Though much of the world’s cacao is now grown elsewhere, cacao originated in Ecuador, and the native variety, Nacional, is considered the finest. In the 19th century, Swiss chocolatiers came to Ecuador in search of the best cacao. When they found it and asked where it came from, the farmers answered rio arriba — upriver — and so the cacao grown along the upper tributaries of the Guayas River Basin in coastal Ecuador became known as Arriba cacao.

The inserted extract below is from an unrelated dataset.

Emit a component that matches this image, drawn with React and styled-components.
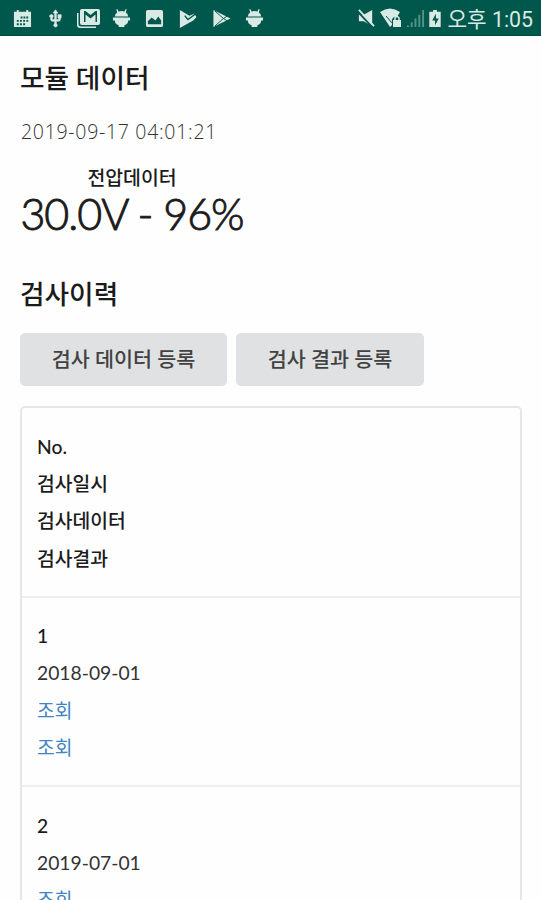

This is what the farmers who work that isolated patch of centenary cacao trees in Piedra de Plata were harvesting when Toth was introduced to them. The farmers knew their cacao was extraordinary, but they were paid the same as everybody else, and that beautiful cacao ended up as part of a blend. It was like taking grapes from a grand cru vineyard and putting them into Two Buck Chuck.

Toth and Schweizer now work with 14 farmers of Piedra de Plata headed by Elio Cantos, whose great grandfather planted some of the centenarian trees. And they are producing entirely in Ecuador a chocolate made only from that heirloom cacao. The labor-intensive process starts with six or seven days of fermentation. After that, the beans are roasted, shelled and ground.

To’ak chocolate bars are pure cacao with no cacao butter added and only enough organic brown sugar to make the flavor “bloom.” All you taste is the chocolate.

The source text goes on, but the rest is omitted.